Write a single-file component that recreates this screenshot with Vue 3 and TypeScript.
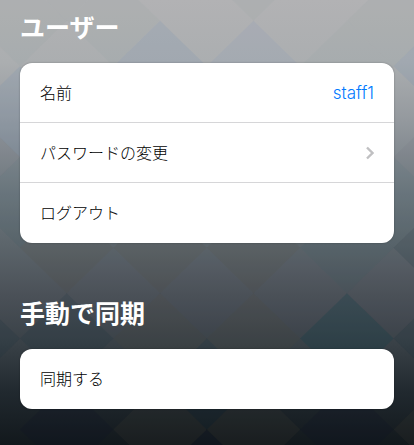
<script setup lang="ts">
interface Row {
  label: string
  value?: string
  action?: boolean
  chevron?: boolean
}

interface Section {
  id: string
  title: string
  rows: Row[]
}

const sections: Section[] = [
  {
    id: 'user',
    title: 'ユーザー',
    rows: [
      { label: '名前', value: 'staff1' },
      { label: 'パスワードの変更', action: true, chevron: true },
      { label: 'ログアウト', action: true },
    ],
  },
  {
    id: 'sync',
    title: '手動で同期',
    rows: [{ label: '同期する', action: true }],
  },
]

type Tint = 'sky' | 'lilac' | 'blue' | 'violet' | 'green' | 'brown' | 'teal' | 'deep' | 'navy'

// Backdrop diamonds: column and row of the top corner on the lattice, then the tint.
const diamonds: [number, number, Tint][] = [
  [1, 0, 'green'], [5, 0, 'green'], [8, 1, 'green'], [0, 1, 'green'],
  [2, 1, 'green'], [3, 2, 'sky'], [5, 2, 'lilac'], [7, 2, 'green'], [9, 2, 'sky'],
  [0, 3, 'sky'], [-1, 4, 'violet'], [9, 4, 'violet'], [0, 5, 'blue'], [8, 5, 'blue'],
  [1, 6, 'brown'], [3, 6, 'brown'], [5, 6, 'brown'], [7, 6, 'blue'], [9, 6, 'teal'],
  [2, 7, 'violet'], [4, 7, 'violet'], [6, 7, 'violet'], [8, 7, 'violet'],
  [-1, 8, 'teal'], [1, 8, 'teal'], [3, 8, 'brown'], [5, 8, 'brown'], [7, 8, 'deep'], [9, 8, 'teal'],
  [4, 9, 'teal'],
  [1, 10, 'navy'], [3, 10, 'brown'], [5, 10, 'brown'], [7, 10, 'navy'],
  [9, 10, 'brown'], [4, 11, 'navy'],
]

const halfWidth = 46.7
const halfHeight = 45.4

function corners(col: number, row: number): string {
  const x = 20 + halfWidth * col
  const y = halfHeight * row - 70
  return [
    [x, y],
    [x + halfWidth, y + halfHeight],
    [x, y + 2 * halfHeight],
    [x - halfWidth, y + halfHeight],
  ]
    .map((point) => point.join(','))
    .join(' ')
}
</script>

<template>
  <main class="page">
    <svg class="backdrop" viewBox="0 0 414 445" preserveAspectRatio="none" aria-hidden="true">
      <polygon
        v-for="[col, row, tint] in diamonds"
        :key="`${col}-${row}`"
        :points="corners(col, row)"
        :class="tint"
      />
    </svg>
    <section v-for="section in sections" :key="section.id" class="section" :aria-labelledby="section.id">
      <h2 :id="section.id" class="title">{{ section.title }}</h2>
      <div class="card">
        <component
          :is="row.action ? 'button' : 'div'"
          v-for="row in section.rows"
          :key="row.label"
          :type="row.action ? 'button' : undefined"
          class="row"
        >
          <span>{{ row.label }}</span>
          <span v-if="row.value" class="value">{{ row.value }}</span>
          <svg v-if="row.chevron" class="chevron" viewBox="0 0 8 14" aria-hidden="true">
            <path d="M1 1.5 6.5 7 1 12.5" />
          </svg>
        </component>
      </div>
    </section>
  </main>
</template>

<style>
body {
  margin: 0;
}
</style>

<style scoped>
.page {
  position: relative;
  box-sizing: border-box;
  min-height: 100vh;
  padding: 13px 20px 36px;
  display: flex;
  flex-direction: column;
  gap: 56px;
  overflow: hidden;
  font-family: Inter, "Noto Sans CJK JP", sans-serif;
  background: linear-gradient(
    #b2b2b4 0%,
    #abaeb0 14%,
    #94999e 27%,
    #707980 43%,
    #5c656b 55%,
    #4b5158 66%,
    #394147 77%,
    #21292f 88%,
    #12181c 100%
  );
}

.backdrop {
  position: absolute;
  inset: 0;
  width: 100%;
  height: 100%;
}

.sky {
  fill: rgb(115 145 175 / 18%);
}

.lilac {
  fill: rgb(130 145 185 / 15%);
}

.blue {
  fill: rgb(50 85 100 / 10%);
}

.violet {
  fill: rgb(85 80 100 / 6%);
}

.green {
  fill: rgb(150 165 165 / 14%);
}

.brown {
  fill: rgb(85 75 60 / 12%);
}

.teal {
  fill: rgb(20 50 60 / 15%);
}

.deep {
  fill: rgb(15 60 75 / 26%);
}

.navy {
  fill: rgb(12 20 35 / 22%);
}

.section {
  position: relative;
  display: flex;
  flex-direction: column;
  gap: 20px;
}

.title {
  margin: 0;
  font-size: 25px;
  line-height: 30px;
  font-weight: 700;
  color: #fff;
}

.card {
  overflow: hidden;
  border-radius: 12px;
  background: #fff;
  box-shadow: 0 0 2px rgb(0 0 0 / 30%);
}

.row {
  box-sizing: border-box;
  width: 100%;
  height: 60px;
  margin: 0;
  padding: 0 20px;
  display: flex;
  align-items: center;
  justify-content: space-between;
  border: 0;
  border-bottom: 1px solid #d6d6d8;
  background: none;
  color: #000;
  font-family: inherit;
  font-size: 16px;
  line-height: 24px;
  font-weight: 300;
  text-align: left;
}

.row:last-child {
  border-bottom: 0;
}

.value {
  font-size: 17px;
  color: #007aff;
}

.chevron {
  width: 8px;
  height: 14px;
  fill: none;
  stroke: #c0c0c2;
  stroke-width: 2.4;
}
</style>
▬▬▬
Exactly as written, return every line of the listing, but not the pictures.

Write a single-file component that recreates this screenshot with Vue 3 and TypeScript.
<script setup lang="ts">
interface Row {
  label: string
  value?: string
  action?: boolean
  chevron?: boolean
}

interface Section {
  id: string
  title: string
  rows: Row[]
}

const sections: Section[] = [
  {
    id: 'user',
    title: 'ユーザー',
    rows: [
      { label: '名前', value: 'staff1' },
      { label: 'パスワードの変更', action: true, chevron: true },
      { label: 'ログアウト', action: true },
    ],
  },
  {
    id: 'sync',
    title: '手動で同期',
    rows: [{ label: '同期する', action: true }],
  },
]

type Tint = 'sky' | 'lilac' | 'blue' | 'violet' | 'green' | 'brown' | 'teal' | 'deep' | 'navy'

// Backdrop diamonds: column and row of the top corner on the lattice, then the tint.
const diamonds: [number, number, Tint][] = [
  [1, 0, 'green'], [5, 0, 'green'], [8, 1, 'green'], [0, 1, 'green'],
  [2, 1, 'green'], [3, 2, 'sky'], [5, 2, 'lilac'], [7, 2, 'green'], [9, 2, 'sky'],
  [0, 3, 'sky'], [-1, 4, 'violet'], [9, 4, 'violet'], [0, 5, 'blue'], [8, 5, 'blue'],
  [1, 6, 'brown'], [3, 6, 'brown'], [5, 6, 'brown'], [7, 6, 'blue'], [9, 6, 'teal'],
  [2, 7, 'violet'], [4, 7, 'violet'], [6, 7, 'violet'], [8, 7, 'violet'],
  [-1, 8, 'teal'], [1, 8, 'teal'], [3, 8, 'brown'], [5, 8, 'brown'], [7, 8, 'deep'], [9, 8, 'teal'],
  [4, 9, 'teal'],
  [1, 10, 'navy'], [3, 10, 'brown'], [5, 10, 'brown'], [7, 10, 'navy'],
  [9, 10, 'brown'], [4, 11, 'navy'],
]

const halfWidth = 46.7
const halfHeight = 45.4

function corners(col: number, row: number): string {
  const x = 20 + halfWidth * col
  const y = halfHeight * row - 70
  return [
    [x, y],
    [x + halfWidth, y + halfHeight],
    [x, y + 2 * halfHeight],
    [x - halfWidth, y + halfHeight],
  ]
    .map((point) => point.join(','))
    .join(' ')
}
</script>

<template>
  <main class="page">
    <svg class="backdrop" viewBox="0 0 414 445" preserveAspectRatio="none" aria-hidden="true">
      <polygon
        v-for="[col, row, tint] in diamonds"
        :key="`${col}-${row}`"
        :points="corners(col, row)"
        :class="tint"
      />
    </svg>
    <section v-for="section in sections" :key="section.id" class="section" :aria-labelledby="section.id">
      <h2 :id="section.id" class="title">{{ section.title }}</h2>
      <div class="card">
        <component
          :is="row.action ? 'button' : 'div'"
          v-for="row in section.rows"
          :key="row.label"
          :type="row.action ? 'button' : undefined"
          class="row"
        >
          <span>{{ row.label }}</span>
          <span v-if="row.value" class="value">{{ row.value }}</span>
          <svg v-if="row.chevron" class="chevron" viewBox="0 0 8 14" aria-hidden="true">
            <path d="M1 1.5 6.5 7 1 12.5" />
          </svg>
        </component>
      </div>
    </section>
  </main>
</template>

<style>
body {
  margin: 0;
}
</style>

<style scoped>
.page {
  position: relative;
  box-sizing: border-box;
  min-height: 100vh;
  padding: 13px 20px 36px;
  display: flex;
  flex-direction: column;
  gap: 56px;
  overflow: hidden;
  font-family: Inter, "Noto Sans CJK JP", sans-serif;
  background: linear-gradient(
    #b2b2b4 0%,
    #abaeb0 14%,
    #94999e 27%,
    #707980 43%,
    #5c656b 55%,
    #4b5158 66%,
    #394147 77%,
    #21292f 88%,
    #12181c 100%
  );
}

.backdrop {
  position: absolute;
  inset: 0;
  width: 100%;
  height: 100%;
}

.sky {
  fill: rgb(115 145 175 / 18%);
}

.lilac {
  fill: rgb(130 145 185 / 15%);
}

.blue {
  fill: rgb(50 85 100 / 10%);
}

.violet {
  fill: rgb(85 80 100 / 6%);
}

.green {
  fill: rgb(150 165 165 / 14%);
}

.brown {
  fill: rgb(85 75 60 / 12%);
}

.teal {
  fill: rgb(20 50 60 / 15%);
}

.deep {
  fill: rgb(15 60 75 / 26%);
}

.navy {
  fill: rgb(12 20 35 / 22%);
}

.section {
  position: relative;
  display: flex;
  flex-direction: column;
  gap: 20px;
}

.title {
  margin: 0;
  font-size: 25px;
  line-height: 30px;
  font-weight: 700;
  color: #fff;
}

.card {
  overflow: hidden;
  border-radius: 12px;
  background: #fff;
  box-shadow: 0 0 2px rgb(0 0 0 / 30%);
}

.row {
  box-sizing: border-box;
  width: 100%;
  height: 60px;
  margin: 0;
  padding: 0 20px;
  display: flex;
  align-items: center;
  justify-content: space-between;
  border: 0;
  border-bottom: 1px solid #d6d6d8;
  background: none;
  color: #000;
  font-family: inherit;
  font-size: 16px;
  line-height: 24px;
  font-weight: 300;
  text-align: left;
}

.row:last-child {
  border-bottom: 0;
}

.value {
  font-size: 17px;
  color: #007aff;
}

.chevron {
  width: 8px;
  height: 14px;
  fill: none;
  stroke: #c0c0c2;
  stroke-width: 2.4;
}
</style>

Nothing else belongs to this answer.